-- DATASET EXTRACT start --
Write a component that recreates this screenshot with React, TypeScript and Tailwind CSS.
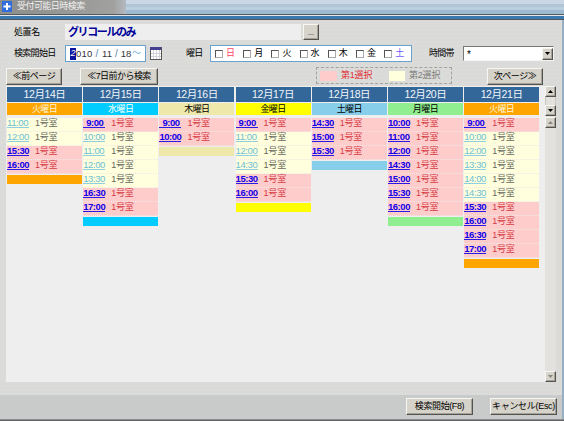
-- DATASET EXTRACT end --
-- DATASET EXTRACT start --
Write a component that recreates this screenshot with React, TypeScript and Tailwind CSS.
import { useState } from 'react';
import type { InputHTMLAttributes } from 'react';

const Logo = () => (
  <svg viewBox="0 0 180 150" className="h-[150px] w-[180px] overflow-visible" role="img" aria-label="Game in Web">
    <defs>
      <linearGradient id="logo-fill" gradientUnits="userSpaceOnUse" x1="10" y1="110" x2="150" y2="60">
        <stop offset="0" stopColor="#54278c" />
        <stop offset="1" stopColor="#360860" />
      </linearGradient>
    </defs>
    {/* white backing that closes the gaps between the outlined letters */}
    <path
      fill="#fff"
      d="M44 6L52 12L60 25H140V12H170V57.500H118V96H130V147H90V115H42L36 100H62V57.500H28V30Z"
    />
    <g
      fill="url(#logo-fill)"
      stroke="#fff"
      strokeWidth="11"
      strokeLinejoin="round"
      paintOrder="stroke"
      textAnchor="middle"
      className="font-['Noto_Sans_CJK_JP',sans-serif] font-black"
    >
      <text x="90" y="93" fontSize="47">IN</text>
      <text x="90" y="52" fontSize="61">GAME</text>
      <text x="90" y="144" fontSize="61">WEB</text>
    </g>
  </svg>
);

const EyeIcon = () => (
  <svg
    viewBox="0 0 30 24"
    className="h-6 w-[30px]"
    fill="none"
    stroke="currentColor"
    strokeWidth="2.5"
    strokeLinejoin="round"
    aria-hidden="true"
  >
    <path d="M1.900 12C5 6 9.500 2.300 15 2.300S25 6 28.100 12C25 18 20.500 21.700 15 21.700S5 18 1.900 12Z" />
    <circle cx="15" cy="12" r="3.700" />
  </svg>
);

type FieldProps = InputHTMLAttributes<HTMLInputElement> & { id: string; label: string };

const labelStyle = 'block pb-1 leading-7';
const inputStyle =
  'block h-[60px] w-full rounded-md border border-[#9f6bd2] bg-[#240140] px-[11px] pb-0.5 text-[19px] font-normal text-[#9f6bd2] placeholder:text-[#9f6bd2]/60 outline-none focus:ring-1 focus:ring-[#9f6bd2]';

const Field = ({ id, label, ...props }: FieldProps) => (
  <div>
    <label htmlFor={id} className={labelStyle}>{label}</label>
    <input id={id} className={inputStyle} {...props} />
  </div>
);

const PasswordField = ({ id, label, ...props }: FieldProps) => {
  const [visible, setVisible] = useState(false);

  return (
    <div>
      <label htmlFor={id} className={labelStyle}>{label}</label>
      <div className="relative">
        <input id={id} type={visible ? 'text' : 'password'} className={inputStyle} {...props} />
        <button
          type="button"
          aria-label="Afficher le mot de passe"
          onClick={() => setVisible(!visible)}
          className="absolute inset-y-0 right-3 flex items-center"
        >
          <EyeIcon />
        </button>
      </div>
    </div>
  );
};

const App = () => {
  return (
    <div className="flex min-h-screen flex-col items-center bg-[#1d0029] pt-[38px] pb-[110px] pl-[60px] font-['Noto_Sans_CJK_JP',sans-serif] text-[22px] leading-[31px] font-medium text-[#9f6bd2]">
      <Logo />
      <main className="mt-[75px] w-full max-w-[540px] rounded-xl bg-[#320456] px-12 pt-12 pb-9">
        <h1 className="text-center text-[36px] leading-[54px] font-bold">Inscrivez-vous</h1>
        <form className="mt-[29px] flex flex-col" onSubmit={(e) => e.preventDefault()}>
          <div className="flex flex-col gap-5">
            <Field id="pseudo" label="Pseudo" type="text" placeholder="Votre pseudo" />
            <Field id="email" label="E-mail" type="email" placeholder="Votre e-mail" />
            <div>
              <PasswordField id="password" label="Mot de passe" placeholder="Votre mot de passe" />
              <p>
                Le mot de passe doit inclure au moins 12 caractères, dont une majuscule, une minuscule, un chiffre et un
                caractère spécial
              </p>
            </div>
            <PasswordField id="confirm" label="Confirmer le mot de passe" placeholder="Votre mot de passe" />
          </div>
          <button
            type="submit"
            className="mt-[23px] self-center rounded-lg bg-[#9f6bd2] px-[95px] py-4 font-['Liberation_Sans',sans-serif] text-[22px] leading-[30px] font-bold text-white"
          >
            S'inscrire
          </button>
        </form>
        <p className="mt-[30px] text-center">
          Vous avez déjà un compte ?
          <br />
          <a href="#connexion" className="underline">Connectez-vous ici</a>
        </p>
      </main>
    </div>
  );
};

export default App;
-- DATASET EXTRACT end --
-- DATASET EXTRACT start --
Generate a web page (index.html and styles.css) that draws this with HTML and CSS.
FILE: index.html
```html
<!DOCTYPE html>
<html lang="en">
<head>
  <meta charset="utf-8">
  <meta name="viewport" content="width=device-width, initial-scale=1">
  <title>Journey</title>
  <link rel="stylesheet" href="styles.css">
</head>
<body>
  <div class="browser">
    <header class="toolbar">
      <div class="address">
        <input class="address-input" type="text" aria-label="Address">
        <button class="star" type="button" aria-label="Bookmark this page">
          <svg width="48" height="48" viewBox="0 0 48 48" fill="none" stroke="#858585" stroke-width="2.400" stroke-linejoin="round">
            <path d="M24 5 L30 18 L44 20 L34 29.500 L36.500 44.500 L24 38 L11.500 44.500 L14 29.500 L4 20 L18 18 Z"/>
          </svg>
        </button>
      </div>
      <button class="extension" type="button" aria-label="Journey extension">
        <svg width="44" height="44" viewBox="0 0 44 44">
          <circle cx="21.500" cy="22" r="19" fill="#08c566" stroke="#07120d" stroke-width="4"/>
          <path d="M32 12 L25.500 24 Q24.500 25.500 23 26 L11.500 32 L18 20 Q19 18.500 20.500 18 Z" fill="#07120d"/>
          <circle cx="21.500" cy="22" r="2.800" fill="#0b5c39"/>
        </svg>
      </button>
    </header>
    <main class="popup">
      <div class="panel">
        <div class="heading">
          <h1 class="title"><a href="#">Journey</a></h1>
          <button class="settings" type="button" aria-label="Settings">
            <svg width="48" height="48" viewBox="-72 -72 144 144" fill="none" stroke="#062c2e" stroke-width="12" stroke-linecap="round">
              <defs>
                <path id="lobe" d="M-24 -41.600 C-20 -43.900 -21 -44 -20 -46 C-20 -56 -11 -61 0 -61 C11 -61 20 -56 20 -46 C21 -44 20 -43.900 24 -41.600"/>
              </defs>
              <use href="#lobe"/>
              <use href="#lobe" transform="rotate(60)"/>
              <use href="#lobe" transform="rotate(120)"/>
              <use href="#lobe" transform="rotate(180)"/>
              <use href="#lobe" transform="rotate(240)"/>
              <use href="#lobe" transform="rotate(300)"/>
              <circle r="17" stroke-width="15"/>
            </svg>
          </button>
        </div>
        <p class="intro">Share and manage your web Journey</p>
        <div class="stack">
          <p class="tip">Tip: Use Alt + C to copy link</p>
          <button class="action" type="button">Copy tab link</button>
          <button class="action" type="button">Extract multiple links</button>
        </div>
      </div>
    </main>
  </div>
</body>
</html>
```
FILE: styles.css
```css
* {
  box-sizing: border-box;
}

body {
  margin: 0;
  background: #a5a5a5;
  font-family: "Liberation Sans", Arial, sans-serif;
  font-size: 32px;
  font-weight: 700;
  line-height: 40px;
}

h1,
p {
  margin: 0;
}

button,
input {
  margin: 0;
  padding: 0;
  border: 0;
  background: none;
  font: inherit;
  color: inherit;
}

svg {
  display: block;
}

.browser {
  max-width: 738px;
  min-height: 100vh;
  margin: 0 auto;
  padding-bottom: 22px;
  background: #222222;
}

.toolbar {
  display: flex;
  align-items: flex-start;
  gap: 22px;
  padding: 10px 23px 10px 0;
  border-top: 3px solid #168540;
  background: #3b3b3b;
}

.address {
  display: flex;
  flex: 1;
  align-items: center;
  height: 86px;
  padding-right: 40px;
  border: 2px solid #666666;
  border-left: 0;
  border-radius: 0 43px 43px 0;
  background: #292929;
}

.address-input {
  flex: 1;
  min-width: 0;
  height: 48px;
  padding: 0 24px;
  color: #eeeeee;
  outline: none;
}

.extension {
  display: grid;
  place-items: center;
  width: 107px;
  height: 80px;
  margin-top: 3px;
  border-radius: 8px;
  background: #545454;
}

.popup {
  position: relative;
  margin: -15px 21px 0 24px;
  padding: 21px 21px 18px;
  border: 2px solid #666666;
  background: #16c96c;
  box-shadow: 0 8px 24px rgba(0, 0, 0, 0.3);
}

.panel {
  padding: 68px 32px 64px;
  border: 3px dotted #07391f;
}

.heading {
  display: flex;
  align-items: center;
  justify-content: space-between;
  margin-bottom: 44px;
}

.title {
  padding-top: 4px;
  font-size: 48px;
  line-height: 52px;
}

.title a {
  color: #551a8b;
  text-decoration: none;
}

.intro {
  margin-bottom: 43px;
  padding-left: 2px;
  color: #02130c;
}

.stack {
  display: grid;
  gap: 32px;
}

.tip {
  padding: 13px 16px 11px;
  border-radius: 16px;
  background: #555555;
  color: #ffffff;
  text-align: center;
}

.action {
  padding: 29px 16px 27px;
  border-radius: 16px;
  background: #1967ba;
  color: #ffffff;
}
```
-- DATASET EXTRACT end --
TO DO: Look through the entries above. Extract each line with the word "page".

CORRECT RESULT:
Generate a web page (index.html and styles.css) that draws this with HTML and CSS.
        <button class="star" type="button" aria-label="Bookmark this page">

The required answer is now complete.